**PROBLEM DESCRIPTION**
Drop every picture. Then return, exactly, the lines from the beginning of the listing below through the one containing "import React from".
========================================================================
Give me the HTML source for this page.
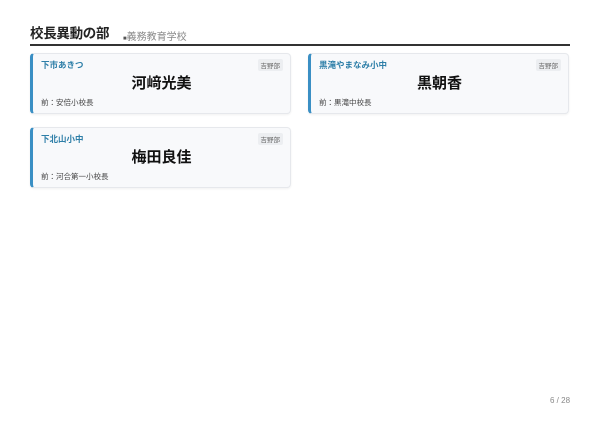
<!DOCTYPE html>
<html><head><meta charset="utf-8"><style>
*{margin:0;padding:0;box-sizing:border-box}
body{width:600px;height:424px;background:#fff;font-family:"Liberation Sans","Noto Sans CJK JP",sans-serif;position:relative;overflow:hidden}
.title{position:absolute;left:30px;top:22px;font-size:13.5px;font-weight:bold;color:#222;letter-spacing:-0.3px}
.sub{position:absolute;left:123px;top:28px;font-size:10px;color:#888}
.sub b{font-size:6px;color:#555}
.line{position:absolute;left:30px;top:44px;width:540px;height:2px;background:#333}
.card{position:absolute;width:261px;height:61px;background:#f8f9fb;border:1px solid #e6e8ec;border-left:3px solid #3a8fc4;border-radius:4px;box-shadow:0 1px 2px rgba(0,0,0,.06)}
.sch{position:absolute;left:8px;top:5px;font-size:8.5px;font-weight:bold;color:#2e7fa8}
.bad{position:absolute;right:7px;top:5px;font-size:6.5px;color:#666;background:#eceef1;padding:1px 3px;border-radius:2px}
.nm{position:absolute;left:0;right:0;top:18px;text-align:center;font-size:15px;font-weight:bold;color:#111}
.pr{position:absolute;left:8px;top:43px;font-size:7.5px;color:#444}
.pg{position:absolute;left:550px;top:396px;font-size:8px;color:#888}
</style></head><body>
<div class="title">校長異動の部</div>
<div class="sub"><b>■</b>義務教育学校</div>
<div class="line"></div>
<div class="card" style="left:30px;top:53px"><div class="sch">下市あきつ</div><div class="bad">吉野部</div><div class="nm">河﨑光美</div><div class="pr">前：安倍小校長</div></div>
<div class="card" style="left:308px;top:53px"><div class="sch">黒滝やまなみ小中</div><div class="bad">吉野部</div><div class="nm">黒朝香</div><div class="pr">前：黒滝中校長</div></div>
<div class="card" style="left:30px;top:127px"><div class="sch">下北山小中</div><div class="bad">吉野部</div><div class="nm">梅田良佳</div><div class="pr">前：河合第一小校長</div></div>
<div class="pg">6 / 28</div>
</body></html>
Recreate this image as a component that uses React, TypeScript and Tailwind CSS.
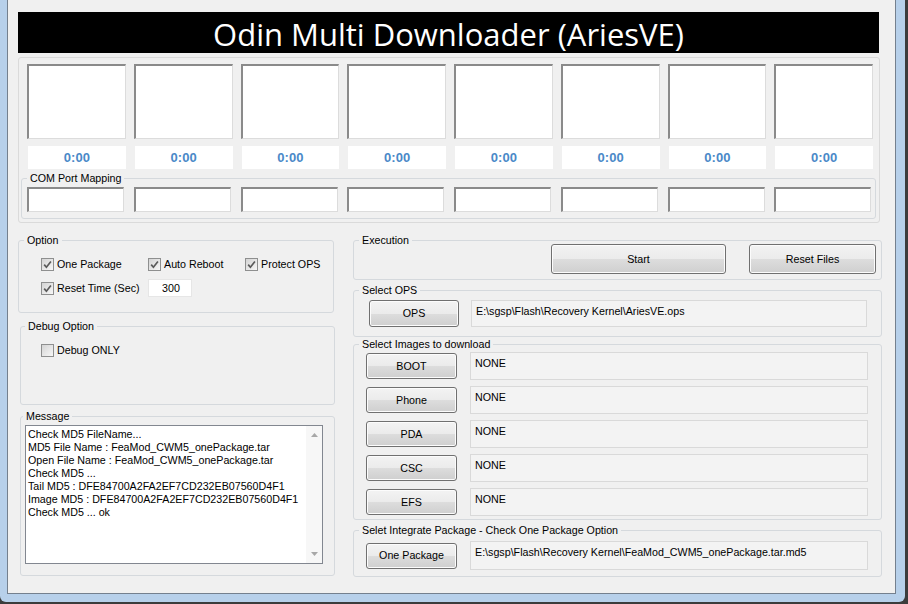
import React from "react";

const btn =
  "flex items-center justify-center rounded-[3px] border border-[#707070] bg-[linear-gradient(180deg,#f3f3f3_0%,#ebebeb_50%,#dddddd_50%,#cfcfcf_100%)] text-black shadow-[inset_0_0_0_1px_#fcfcfc]";
const field = "border border-[#d9d9d9] bg-[#f3f3f3] pl-[4px] pt-[4px] leading-[13px] whitespace-nowrap";
const sunken =
  "bg-white border-t-2 border-l-2 border-r border-b border-t-[#8a8a8a] border-l-[#8a8a8a] border-r-[#dcdcdc] border-b-[#dcdcdc]";
const group = "border border-[#d5d9dd] rounded-[3px] m-0 p-0 min-w-0";
const legend = "px-[3px] leading-[13px] whitespace-nowrap";

function Check({ checked, label, className = "" }: { checked: boolean; label: string; className?: string }) {
  return (
    <div className={`flex items-center gap-[3px] h-[16px] ${className}`}>
      <span className="w-[13px] h-[13px] border border-[#8e8f8f] bg-[linear-gradient(135deg,#d4d4d4,#f7f7f7)] flex items-center justify-center shrink-0">
        {checked && (
          <svg width="9" height="9" viewBox="0 0 9 9">
            <path d="M1.2 4.6 L3.4 7.2 L7.9 1.4" stroke="#5a5a5a" strokeWidth="1.7" fill="none" />
          </svg>
        )}
      </span>
      <span className="whitespace-nowrap">{label}</span>
    </div>
  );
}

const messages = [
  "Check MD5 FileName...",
  "MD5 File Name : FeaMod_CWM5_onePackage.tar",
  "Open File Name : FeaMod_CWM5_onePackage.tar",
  "Check MD5 ...",
  "Tail MD5 : DFE84700A2FA2EF7CD232EB07560D4F1",
  "Image MD5 : DFE84700A2FA2EF7CD232EB07560D4F1",
  "Check MD5 ... ok",
];

const images = ["BOOT", "Phone", "PDA", "CSC", "EFS"];
const slots = [0, 1, 2, 3, 4, 5, 6, 7];

export default function App() {
  return (
    <div className="w-[908px] h-[604px] bg-[#3c3c3c] overflow-hidden font-['Liberation_Sans',Arial,sans-serif] text-[10.7px] text-black">
      <div className="w-[905px] h-[602px] bg-[#b7d0ea] pl-[7px] pr-[9px] pb-[8px] rounded-b-[6px] flex">
        <div className="w-[889px] h-[594px] bg-[#f0f0f0] border border-t-0 border-[#74808e] pl-[10px] pt-[12px]">
          <div className="w-[861px] h-[41px] bg-black text-white flex items-center justify-center pt-[3px] font-['Open_Sans',sans-serif] text-[31px] leading-none">
            Odin Multi Downloader (AriesVE)
          </div>

          <div className="mt-[4px] w-[862px] h-[166px] border border-[#dadada] rounded-[3px] pl-[8px] pr-[6px] pt-[6px]">
            <div className="grid grid-cols-8 gap-x-[8px] w-[846px]">
              {slots.map((i) => (
                <div key={i} className={`h-[75px] ${sunken}`} />
              ))}
            </div>
            <div className="grid grid-cols-8 gap-x-[8px] w-[846px] mt-[7px]">
              {slots.map((i) => (
                <div key={i} className="ml-[1px] h-[23px] bg-white flex items-center justify-center font-bold text-[13px] text-[#4a89c8]">
                  0:00
                </div>
              ))}
            </div>
            <fieldset className={`${group} mt-[3px] -ml-[6px] w-[855px] h-[47px]`}>
              <legend className={`${legend} ml-[5px]`}>COM Port Mapping</legend>
              <div className="pl-[5px] pt-[2px] grid grid-cols-8 gap-x-[8px] w-[851px]">
                {slots.map((i) => (
                  <div key={i} className={`w-[97px] h-[25px] ${sunken}`} />
                ))}
              </div>
            </fieldset>
          </div>

          <div className="mt-[11px] flex gap-[19px]">
            <div className="w-[316px] flex flex-col">
              <fieldset className={`${group} h-[79px]`}>
                <legend className={`${legend} ml-[5px]`}>Option</legend>
                <div className="pl-[22px] pt-[9px]">
                  <div className="flex items-center">
                    <Check checked label="One Package" className="w-[107px]" />
                    <Check checked label="Auto Reboot" className="w-[97px]" />
                    <Check checked label="Protect OPS" />
                  </div>
                  <div className="mt-[7px] flex items-center">
                    <Check checked label="Reset Time (Sec)" className="w-[107px]" />
                    <div className="w-[44px] h-[18px] bg-white border border-[#e6e6e6] pl-[13px] flex items-center">300</div>
                  </div>
                </div>
              </fieldset>

              <fieldset className={`${group} mt-[7px] ml-[2px] w-[315px] h-[85px]`}>
                <legend className={`${legend} ml-[4px]`}>Debug Option</legend>
                <div className="pl-[20px] pt-[9px]">
                  <Check checked={false} label="Debug ONLY" />
                </div>
              </fieldset>

              <fieldset className={`${group} mt-[5px] ml-[2px] w-[315px] h-[166px]`}>
                <legend className={`${legend} ml-[2px]`}>Message</legend>
                <div className="pl-[4px] pt-[2px]">
                  <div className="w-[298px] h-[139px] bg-white border border-[#828790] flex">
                    <div className="flex-1 pl-[2px] pt-[2px] leading-[13px] whitespace-nowrap overflow-hidden">
                      {messages.map((m) => (
                        <div key={m}>{m}</div>
                      ))}
                    </div>
                    <div className="w-[16px] bg-[#f7f7f7] flex flex-col items-center justify-between py-[7px]">
                      <svg width="7" height="4" viewBox="0 0 7 4">
                        <path d="M0 4 L3.5 0 L7 4 Z" fill="#a8a8a8" />
                      </svg>
                      <svg width="7" height="4" viewBox="0 0 7 4">
                        <path d="M0 0 L3.5 4 L7 0 Z" fill="#a8a8a8" />
                      </svg>
                    </div>
                  </div>
                </div>
              </fieldset>
            </div>

            <div className="w-[529px] flex flex-col">
              <fieldset className={`${group} h-[46px]`}>
                <legend className={`${legend} ml-[5px]`}>Execution</legend>
                <div className="-mt-[3px] pr-[5px] flex justify-end gap-[23px]">
                  <div className={`${btn} w-[175px] h-[30px]`}>Start</div>
                  <div className={`${btn} w-[127px] h-[30px]`}>Reset Files</div>
                </div>
              </fieldset>

              <fieldset className={`${group} mt-[4px] h-[53px]`}>
                <legend className={`${legend} ml-[5px]`}>Select OPS</legend>
                <div className="mt-[3px] pl-[15px] flex items-center">
                  <div className={`${btn} w-[90px] h-[27px]`}>OPS</div>
                  <div className={`${field} ml-[12px] w-[396px] h-[27px]`}>{"E:\\sgsp\\Flash\\Recovery Kernel\\AriesVE.ops"}</div>
                </div>
              </fieldset>

              <fieldset className={`${group} mt-[1px] h-[182px]`}>
                <legend className={`${legend} ml-[5px]`}>Select Images to download</legend>
                <div className="mt-[1px] pl-[12px] flex flex-col gap-[6px]">
                  {images.map((name) => (
                    <div key={name} className="flex items-center h-[28px]">
                      <div className={`${btn} w-[91px] h-[26px]`}>{name}</div>
                      <div className={`${field} ml-[13px] w-[398px] h-[28px]`}>NONE</div>
                    </div>
                  ))}
                </div>
              </fieldset>

              <fieldset className={`${group} mt-[4px] h-[53px]`}>
                <legend className={`${legend} ml-[5px]`}>Selet Integrate Package - Check One Package Option</legend>
                <div className="mt-[4px] pl-[12px] flex items-center h-[29px]">
                  <div className={`${btn} w-[91px] h-[26px] border-[#3c7fb1]`}>One Package</div>
                  <div className={`${field} ml-[13px] w-[398px] h-[29px]`}>
                    {"E:\\sgsp\\Flash\\Recovery Kernel\\FeaMod_CWM5_onePackage.tar.md5"}
                  </div>
                </div>
              </fieldset>
            </div>
          </div>
        </div>
      </div>
    </div>
  );
}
========================================================================
**RESULT OF THE TASK**
Give me the HTML source for this page.
<!DOCTYPE html>
<html><head><meta charset="utf-8"><style>
*{margin:0;padding:0;box-sizing:border-box}
body{width:600px;height:424px;background:#fff;font-family:"Liberation Sans","Noto Sans CJK JP",sans-serif;position:relative;overflow:hidden}
.title{position:absolute;left:30px;top:22px;font-size:13.5px;font-weight:bold;color:#222;letter-spacing:-0.3px}
.sub{position:absolute;left:123px;top:28px;font-size:10px;color:#888}
.sub b{font-size:6px;color:#555}
.line{position:absolute;left:30px;top:44px;width:540px;height:2px;background:#333}
.card{position:absolute;width:261px;height:61px;background:#f8f9fb;border:1px solid #e6e8ec;border-left:3px solid #3a8fc4;border-radius:4px;box-shadow:0 1px 2px rgba(0,0,0,.06)}
.sch{position:absolute;left:8px;top:5px;font-size:8.5px;font-weight:bold;color:#2e7fa8}
.bad{position:absolute;right:7px;top:5px;font-size:6.5px;color:#666;background:#eceef1;padding:1px 3px;border-radius:2px}
.nm{position:absolute;left:0;right:0;top:18px;text-align:center;font-size:15px;font-weight:bold;color:#111}
.pr{position:absolute;left:8px;top:43px;font-size:7.5px;color:#444}
.pg{position:absolute;left:550px;top:396px;font-size:8px;color:#888}
</style></head><body>
<div class="title">校長異動の部</div>
<div class="sub"><b>■</b>義務教育学校</div>
<div class="line"></div>
<div class="card" style="left:30px;top:53px"><div class="sch">下市あきつ</div><div class="bad">吉野部</div><div class="nm">河﨑光美</div><div class="pr">前：安倍小校長</div></div>
<div class="card" style="left:308px;top:53px"><div class="sch">黒滝やまなみ小中</div><div class="bad">吉野部</div><div class="nm">黒朝香</div><div class="pr">前：黒滝中校長</div></div>
<div class="card" style="left:30px;top:127px"><div class="sch">下北山小中</div><div class="bad">吉野部</div><div class="nm">梅田良佳</div><div class="pr">前：河合第一小校長</div></div>
<div class="pg">6 / 28</div>
</body></html>
Recreate this image as a component that uses React, TypeScript and Tailwind CSS.
import React from "react";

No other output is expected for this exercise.